Editor’s note: The Bluegrass Beacon is a weekly syndicated statewide newspaper column posted on the Bluegrass Institute website after being released to and published by newspapers statewide.
While waiting this past summer for the release of a consulting group’s recommendations on addressing Kentucky’s worst-in-the-nation public-pension crisis, the question arose in this column: Will there be a pension freeze?
That previous column asserted: “the only way Kentucky will survive this fiscal storm is by freezing benefit-accrual rates for all members of every system, and resetting the pension plans” so that in the future “benefits are awarded based on their relationship with investment returns and payroll contributions rather than the warm, but deceptive, weather of political palatability.”
The answer has been delivered in the Bevin administration’s proposal: there’s not a freeze but things are cooling down a bit, but at the rate of a worn-out air conditioner in an old car on a blistering hot day.
Still, get up close and there could be some measure of relief, depending, of course, on what cuts from this latest pension proposal get left on the legislature’s floor.
The plan proposes ending the defined-benefits plan for all current and future legislators, putting them into a 401k-style plan, just as new employees in all plans will be offered beginning on July 1, 2018.

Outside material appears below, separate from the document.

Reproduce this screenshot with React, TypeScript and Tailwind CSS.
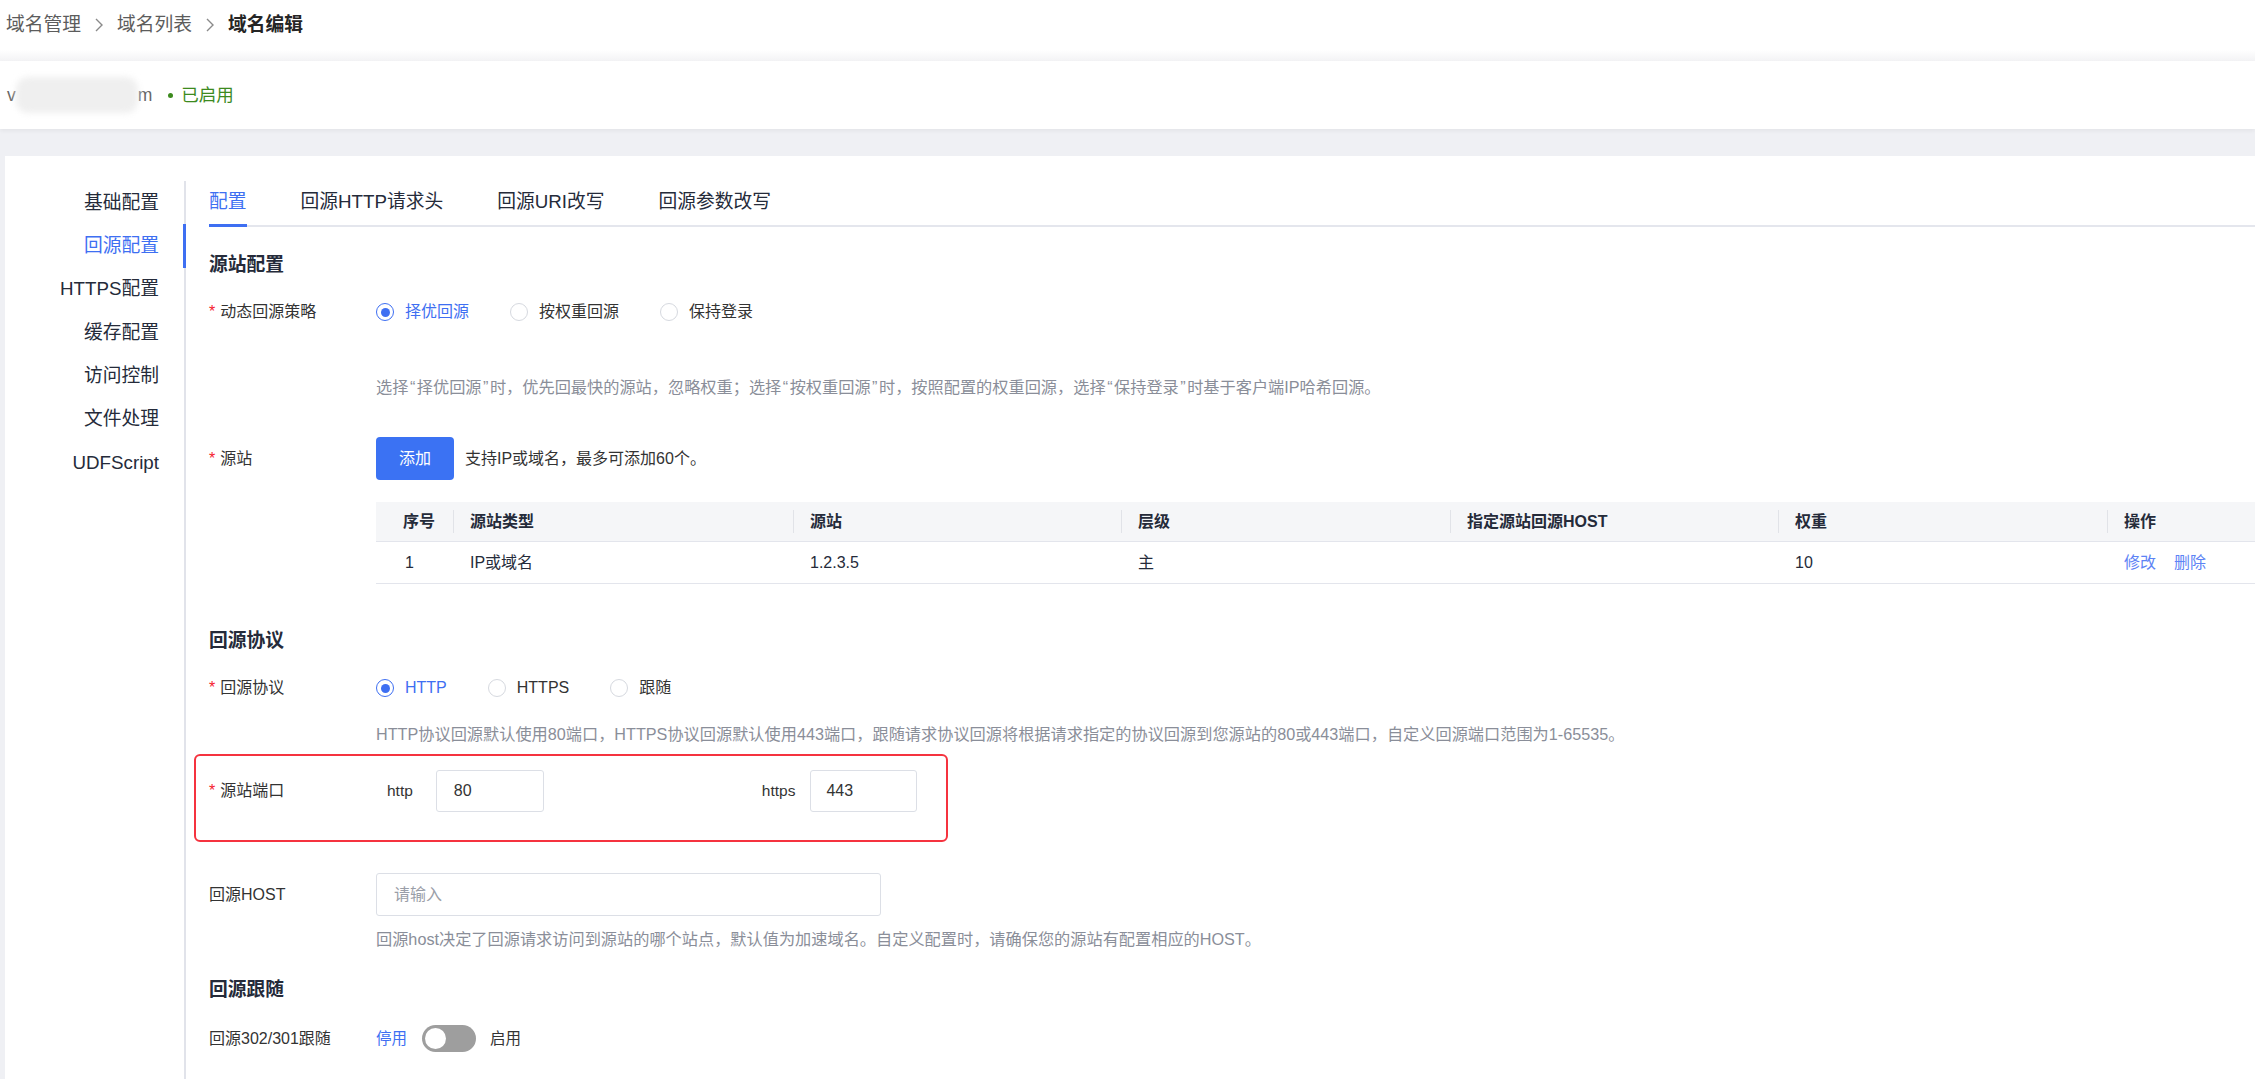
import React from 'react';

const menu = ['基础配置', '回源配置', 'HTTPS配置', '缓存配置', '访问控制', '文件处理', 'UDFScript'];
const tabs = ['配置', '回源HTTP请求头', '回源URI改写', '回源参数改写'];
const columns = ['序号', '源站类型', '源站', '层级', '指定源站回源HOST', '权重', '操作'];

function Chevron() {
  return (
    <svg width="8" height="14" viewBox="0 0 8 14" className="mx-[14px]">
      <polyline points="1,1 7,7 1,13" fill="none" stroke="#8a8a8a" strokeWidth="1.4" />
    </svg>
  );
}

function Q({ c }: { c: string }) {
  return <span className="mx-[1.5px]">{c}</span>;
}

function Radio({ checked, label }: { checked?: boolean; label: string }) {
  return (
    <div className="flex items-center">
      {checked ? (
        <span className="w-[18px] h-[18px] rounded-full border-[1.5px] border-[#3e6ff2] flex items-center justify-center">
          <span className="w-[9px] h-[9px] rounded-full bg-[#3e6ff2]" />
        </span>
      ) : (
        <span className="w-[18px] h-[18px] rounded-full border border-[#d6d9df]" />
      )}
      <span className={checked ? 'ml-[11px] text-[#3e6ff2]' : 'ml-[11px] text-[#333]'}>{label}</span>
    </div>
  );
}

function Label({ text, required }: { text: string; required?: boolean }) {
  return (
    <div className="w-[167px] shrink-0 text-[#333] flex items-center">
      {required && <span className="text-[#f5222d] mr-[5px]">*</span>}
      <span>{text}</span>
    </div>
  );
}

export default function App() {
  return (
    <div className="w-[2255px] h-[1079px] overflow-hidden bg-white text-[16px] text-[#333] font-['Liberation_Sans','Noto_Sans_CJK_SC',sans-serif]">
      {/* Breadcrumb */}
      <div className="h-[50px] flex items-center pl-[6px] text-[18.75px]">
        <span className="text-[#5c5c5c]">域名管理</span>
        <Chevron />
        <span className="text-[#5c5c5c]">域名列表</span>
        <Chevron />
        <span className="font-bold text-[#252525]">域名编辑</span>
      </div>
      <div className="h-[11px] bg-gradient-to-b from-white to-[#f3f3f5]" />

      {/* Domain bar */}
      <div className="h-[68px] flex items-center pl-[7px] text-[17.5px] bg-white relative z-10 shadow-[0_2px_4px_rgba(0,0,0,0.05)]">
        <span className="text-[#666]">v</span>
        <span className="w-[122px] h-[36px] rounded-[12px] bg-[#efefef] blur-[3px]" />
        <span className="text-[#666]">m</span>
        <span className="ml-[16px] w-[5px] h-[5px] rounded-full bg-[#3c8a1e]" />
        <span className="ml-[8px] text-[#3c8a1e]">已启用</span>
      </div>

      {/* Body */}
      <div className="bg-[#eff0f4] pl-[5px] pt-[27px] h-full">
        <div className="bg-white flex h-full">
          {/* Side menu */}
          <div className="w-[181px] shrink-0 mt-[25px] border-r-2 border-[#e1e3ea]">
            {menu.map((m, i) => (
              <div key={m} className="relative h-[43.33px] flex items-center justify-end pr-[25px] text-[18.75px]">
                <span className={i === 1 ? 'text-[#3e6ff2]' : 'text-[#252b3a]'}>{m}</span>
                {i === 1 && <span className="absolute right-[-2px] top-0 w-[3px] h-full bg-[#3e6ff2]" />}
              </div>
            ))}
          </div>

          {/* Content */}
          <div className="flex-1 pl-[23px]">
            {/* Tabs */}
            <div className="mt-[24px] flex gap-[54px] border-b-2 border-[#e4e6ed] text-[18.75px]">
              {tabs.map((t, i) => (
                <div
                  key={t}
                  className={
                    i === 0
                      ? 'h-[47px] pt-[9px] leading-[26px] -mb-[2px] border-b-[3px] border-[#3e6ff2] text-[#3e6ff2]'
                      : 'h-[45px] pt-[9px] leading-[26px] text-[#252b3a]'
                  }
                >
                  {t}
                </div>
              ))}
            </div>

            {/* 源站配置 */}
            <div className="mt-[25px] leading-[26px] text-[18.75px] font-bold text-[#252b3a]">源站配置</div>

            <div className="mt-[21px] flex h-[26px] items-center">
              <Label text="动态回源策略" required />
              <div className="flex items-center gap-[41px]">
                <Radio checked label="择优回源" />
                <Radio label="按权重回源" />
                <Radio label="保持登录" />
              </div>
            </div>
            <div className="mt-[51px] ml-[167px] leading-[22px] text-[16.2px] text-[#8a8e99]">
              选择<Q c="“" />择优回源<Q c="”" />时，优先回最快的源站，忽略权重；选择<Q c="“" />按权重回源<Q c="”" />时，按照配置的权重回源，选择<Q c="“" />保持登录<Q c="”" />时基于客户端IP哈希回源。
            </div>

            <div className="mt-[39px] flex items-center">
              <Label text="源站" required />
              <button className="w-[78px] h-[43px] rounded-[4px] bg-[#3b72f3] text-white">添加</button>
              <span className="ml-[11px] text-[#333]">支持IP或域名，最多可添加60个。</span>
            </div>

            {/* Table */}
            <div className="mt-[22px] ml-[167px]">
              <div className="grid grid-cols-[77px_340px_328px_329px_328px_329px_1fr] h-[40px] bg-[#f5f6f8] border-b border-[#e3e5ec] font-bold text-[#252b3a]">
                {columns.map((c, i) => (
                  <div key={c} className="flex items-center">
                    {i > 0 && <span className="w-px h-[23px] bg-[#e1e3e8]" />}
                    <span className={i === 0 ? 'pl-[27px]' : 'pl-[16px]'}>{c}</span>
                  </div>
                ))}
              </div>
              <div className="grid grid-cols-[77px_340px_328px_329px_328px_329px_1fr] h-[42px] border-b border-[#e3e5ec] text-[#252b3a] items-center">
                <span className="pl-[29px]">1</span>
                <span className="pl-[17px]">IP或域名</span>
                <span className="pl-[17px]">1.2.3.5</span>
                <span className="pl-[17px]">主</span>
                <span className="pl-[17px]"></span>
                <span className="pl-[17px]">10</span>
                <span className="pl-[17px] flex gap-[18px] text-[#5d83f5]">
                  <span>修改</span>
                  <span>删除</span>
                </span>
              </div>
            </div>

            {/* 回源协议 */}
            <div className="mt-[44px] leading-[26px] text-[18.75px] font-bold text-[#252b3a]">回源协议</div>
            <div className="mt-[21px] flex h-[26px] items-center">
              <Label text="回源协议" required />
              <div className="flex items-center gap-[41px]">
                <Radio checked label="HTTP" />
                <Radio label="HTTPS" />
                <Radio label="跟随" />
              </div>
            </div>
            <div className="mt-[22px] ml-[167px] leading-[22px] text-[16.2px] text-[#8a8e99]">
              HTTP协议回源默认使用80端口，HTTPS协议回源默认使用443端口，跟随请求协议回源将根据请求指定的协议回源到您源站的80或443端口，自定义回源端口范围为1-65535。
            </div>

            <div className="mt-[9px] -ml-[15px] w-[754px] h-[88px] border-2 border-[#f5333f] rounded-[6px] pl-[13px] pt-[14px]">
              <div className="flex items-center h-[42px]">
                <Label text="源站端口" required />
                <span className="ml-[11px] text-[15.5px] text-[#333]">http</span>
                <div className="ml-[23px] w-[108px] h-[42px] border border-[#dcdfe6] rounded-[3px] flex items-center pl-[17px] text-[#333]">80</div>
                <span className="ml-[218px] text-[15.5px] text-[#333]">https</span>
                <div className="ml-[15px] w-[107px] h-[42px] border border-[#dcdfe6] rounded-[3px] flex items-center pl-[15px] text-[#333]">443</div>
              </div>
            </div>

            <div className="mt-[31px] flex items-center">
              <Label text="回源HOST" />
              <div className="w-[505px] h-[43px] border border-[#dcdfe6] rounded-[3px] flex items-center pl-[17px] text-[#9a9ea8]">请输入</div>
            </div>
            <div className="mt-[12px] ml-[167px] leading-[22px] text-[16.2px] text-[#8a8e99]">
              回源host决定了回源请求访问到源站的哪个站点，默认值为加速域名。自定义配置时，请确保您的源站有配置相应的HOST。
            </div>

            {/* 回源跟随 */}
            <div className="mt-[27px] leading-[26px] text-[18.75px] font-bold text-[#252b3a]">回源跟随</div>
            <div className="mt-[22px] flex items-center h-[27px]">
              <Label text="回源302/301跟随" />
              <span className="text-[#3e6ff2] text-[15.5px]">停用</span>
              <span className="ml-[15px] w-[54px] h-[27px] rounded-full bg-[#9e9e9e] flex items-center pl-[3px]">
                <span className="w-[21px] h-[21px] rounded-full bg-white" />
              </span>
              <span className="ml-[14px] text-[15.5px] text-[#333]">启用</span>
            </div>
          </div>
        </div>
      </div>
    </div>
  );
}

While Frankfort’s politicians have been falling all over themselves to make sure retirees know they won’t lose benefits already granted, they’ve also been acutely aware of the ongoing unpopularity of their own gold rush-like pension plan and agreed to take steps to claw back grossly lavish benefits handed out to retired lawmakers.

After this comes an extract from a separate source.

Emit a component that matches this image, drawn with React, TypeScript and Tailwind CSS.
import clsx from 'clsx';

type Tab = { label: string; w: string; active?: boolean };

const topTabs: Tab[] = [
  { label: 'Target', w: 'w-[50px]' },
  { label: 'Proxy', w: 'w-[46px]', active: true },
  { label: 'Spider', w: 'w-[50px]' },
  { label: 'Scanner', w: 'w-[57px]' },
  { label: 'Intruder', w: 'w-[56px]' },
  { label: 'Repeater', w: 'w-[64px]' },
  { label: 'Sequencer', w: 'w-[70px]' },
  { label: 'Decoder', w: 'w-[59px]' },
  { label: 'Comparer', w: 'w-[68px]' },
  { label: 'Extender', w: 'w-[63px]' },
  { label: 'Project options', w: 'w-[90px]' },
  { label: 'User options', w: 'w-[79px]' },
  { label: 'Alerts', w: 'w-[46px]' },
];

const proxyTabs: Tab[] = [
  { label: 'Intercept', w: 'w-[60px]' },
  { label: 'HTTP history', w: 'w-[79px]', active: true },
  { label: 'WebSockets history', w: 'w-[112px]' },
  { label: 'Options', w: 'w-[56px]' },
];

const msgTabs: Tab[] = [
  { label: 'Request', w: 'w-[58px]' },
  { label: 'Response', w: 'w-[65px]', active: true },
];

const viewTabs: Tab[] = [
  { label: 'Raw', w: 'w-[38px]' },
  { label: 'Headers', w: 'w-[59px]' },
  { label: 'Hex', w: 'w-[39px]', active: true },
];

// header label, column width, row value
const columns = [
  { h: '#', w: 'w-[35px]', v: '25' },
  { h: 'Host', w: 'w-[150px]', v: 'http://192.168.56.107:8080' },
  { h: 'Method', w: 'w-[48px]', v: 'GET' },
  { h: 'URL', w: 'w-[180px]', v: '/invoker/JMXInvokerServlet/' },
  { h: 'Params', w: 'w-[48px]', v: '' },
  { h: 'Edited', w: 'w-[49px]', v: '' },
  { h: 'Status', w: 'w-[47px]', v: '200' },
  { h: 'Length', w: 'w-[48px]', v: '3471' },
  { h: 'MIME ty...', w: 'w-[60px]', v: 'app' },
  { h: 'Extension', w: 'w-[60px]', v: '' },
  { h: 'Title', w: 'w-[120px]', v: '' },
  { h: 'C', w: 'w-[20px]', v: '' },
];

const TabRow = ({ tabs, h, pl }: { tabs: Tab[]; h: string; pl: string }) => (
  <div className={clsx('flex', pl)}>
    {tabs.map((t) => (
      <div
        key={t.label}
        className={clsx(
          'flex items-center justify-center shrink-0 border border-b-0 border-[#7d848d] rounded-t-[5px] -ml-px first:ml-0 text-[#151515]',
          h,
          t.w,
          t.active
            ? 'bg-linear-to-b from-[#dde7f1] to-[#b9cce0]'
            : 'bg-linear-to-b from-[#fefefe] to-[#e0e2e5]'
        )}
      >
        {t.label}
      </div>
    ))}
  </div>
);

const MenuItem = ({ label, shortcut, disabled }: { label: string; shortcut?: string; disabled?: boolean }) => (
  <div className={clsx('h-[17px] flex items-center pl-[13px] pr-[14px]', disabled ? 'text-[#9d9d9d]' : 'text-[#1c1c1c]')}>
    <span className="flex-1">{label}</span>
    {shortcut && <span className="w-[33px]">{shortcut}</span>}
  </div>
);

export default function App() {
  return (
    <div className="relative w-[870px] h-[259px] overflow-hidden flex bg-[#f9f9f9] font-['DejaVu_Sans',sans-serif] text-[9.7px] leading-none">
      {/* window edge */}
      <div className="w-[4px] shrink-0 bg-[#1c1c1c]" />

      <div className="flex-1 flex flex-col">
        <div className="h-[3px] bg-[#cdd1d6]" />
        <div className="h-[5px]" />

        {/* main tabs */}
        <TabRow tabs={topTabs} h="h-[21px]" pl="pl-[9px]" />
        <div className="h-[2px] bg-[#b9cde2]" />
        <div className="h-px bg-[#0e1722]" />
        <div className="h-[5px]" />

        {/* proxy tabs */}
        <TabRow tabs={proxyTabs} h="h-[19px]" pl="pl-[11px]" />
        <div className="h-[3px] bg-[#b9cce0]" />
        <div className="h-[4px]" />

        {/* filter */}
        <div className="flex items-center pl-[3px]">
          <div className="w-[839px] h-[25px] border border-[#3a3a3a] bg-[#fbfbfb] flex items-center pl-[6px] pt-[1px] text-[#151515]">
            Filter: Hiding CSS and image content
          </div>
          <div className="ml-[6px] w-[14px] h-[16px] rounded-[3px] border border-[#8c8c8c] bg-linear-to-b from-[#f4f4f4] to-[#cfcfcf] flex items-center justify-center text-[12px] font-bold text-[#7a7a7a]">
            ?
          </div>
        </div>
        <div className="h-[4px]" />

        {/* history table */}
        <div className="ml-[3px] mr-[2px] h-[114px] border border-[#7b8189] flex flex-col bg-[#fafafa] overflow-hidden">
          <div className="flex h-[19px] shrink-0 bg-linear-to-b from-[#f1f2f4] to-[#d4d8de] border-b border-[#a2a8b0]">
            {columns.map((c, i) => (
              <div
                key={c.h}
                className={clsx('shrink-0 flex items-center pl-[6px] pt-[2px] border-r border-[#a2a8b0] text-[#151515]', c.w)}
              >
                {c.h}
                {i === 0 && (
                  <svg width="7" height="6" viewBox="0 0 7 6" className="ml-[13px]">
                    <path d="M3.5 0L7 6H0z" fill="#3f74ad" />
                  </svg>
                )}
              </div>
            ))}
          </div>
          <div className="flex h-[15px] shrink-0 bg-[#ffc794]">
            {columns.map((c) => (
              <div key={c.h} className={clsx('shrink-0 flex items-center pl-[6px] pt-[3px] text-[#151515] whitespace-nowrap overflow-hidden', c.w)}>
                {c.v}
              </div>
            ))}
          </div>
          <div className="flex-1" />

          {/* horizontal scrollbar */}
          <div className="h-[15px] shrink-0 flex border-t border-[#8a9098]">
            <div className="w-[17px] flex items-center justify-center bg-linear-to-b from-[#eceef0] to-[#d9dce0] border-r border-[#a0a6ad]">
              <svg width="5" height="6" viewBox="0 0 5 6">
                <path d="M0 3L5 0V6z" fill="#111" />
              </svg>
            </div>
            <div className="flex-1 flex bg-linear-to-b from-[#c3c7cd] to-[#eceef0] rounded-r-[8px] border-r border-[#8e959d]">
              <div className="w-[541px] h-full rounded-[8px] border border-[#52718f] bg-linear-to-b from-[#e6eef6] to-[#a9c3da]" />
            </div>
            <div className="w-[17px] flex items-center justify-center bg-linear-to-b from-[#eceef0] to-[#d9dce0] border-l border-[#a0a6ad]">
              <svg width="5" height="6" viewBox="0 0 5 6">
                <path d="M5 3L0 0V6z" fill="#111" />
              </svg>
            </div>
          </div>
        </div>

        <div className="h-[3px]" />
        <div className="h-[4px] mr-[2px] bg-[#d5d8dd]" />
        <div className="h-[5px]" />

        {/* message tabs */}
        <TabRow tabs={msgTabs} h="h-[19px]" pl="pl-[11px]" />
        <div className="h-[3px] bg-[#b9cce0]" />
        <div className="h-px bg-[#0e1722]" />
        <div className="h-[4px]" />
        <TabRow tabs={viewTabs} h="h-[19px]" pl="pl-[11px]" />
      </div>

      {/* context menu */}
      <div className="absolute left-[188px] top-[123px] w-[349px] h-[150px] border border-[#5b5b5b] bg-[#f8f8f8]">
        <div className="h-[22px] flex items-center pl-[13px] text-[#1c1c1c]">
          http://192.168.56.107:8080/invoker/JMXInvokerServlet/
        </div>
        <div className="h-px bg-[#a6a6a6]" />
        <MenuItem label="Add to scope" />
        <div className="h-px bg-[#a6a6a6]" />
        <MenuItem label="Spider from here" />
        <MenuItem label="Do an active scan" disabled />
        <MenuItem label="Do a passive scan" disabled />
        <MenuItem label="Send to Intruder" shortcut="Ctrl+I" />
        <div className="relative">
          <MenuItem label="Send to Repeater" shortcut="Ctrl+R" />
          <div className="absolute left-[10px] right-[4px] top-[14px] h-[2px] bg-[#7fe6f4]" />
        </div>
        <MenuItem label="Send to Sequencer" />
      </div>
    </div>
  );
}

“Existing defined benefit members and current retirees will have their benefit calculation based on their legislative salary,” said the document handed out Wednesday.
Does this mean that former big-spending Democratic House budget chairman Harry Moberly will be forced to give up a substantial portion of his $154,912 public pension?
Let’s hope so.
Moberly’s pension was greatly padded thanks to legislation passed in 2005 allowing part-time lawmakers to apply their three highest years of salary in another plum government position to the retirement checks they draw on the legislative pension system.
If Moberly and other self-serving political retirees want to fight that claw-back provision in court, I’m getting my reservation in now for a front-row seat in a Frankfort courtroom.
I can hardly wait to hear them defend keeping their extravagant benefits, which are based on their own personal votes for bills creating such opulence.
Bring it on, Harry.
The new pension proposal also takes a small step toward getting the cost of health-care benefits under control by requiring all employees to contribute an additional 3 percent of their salaries toward retiree health care benefits.
However, a full blast of cool requires replacing one of the main elements of this plan, which still allows beneficiaries in the systems to “continue to accrue full unreduced retirement eligibility” until they reach 27 years of service.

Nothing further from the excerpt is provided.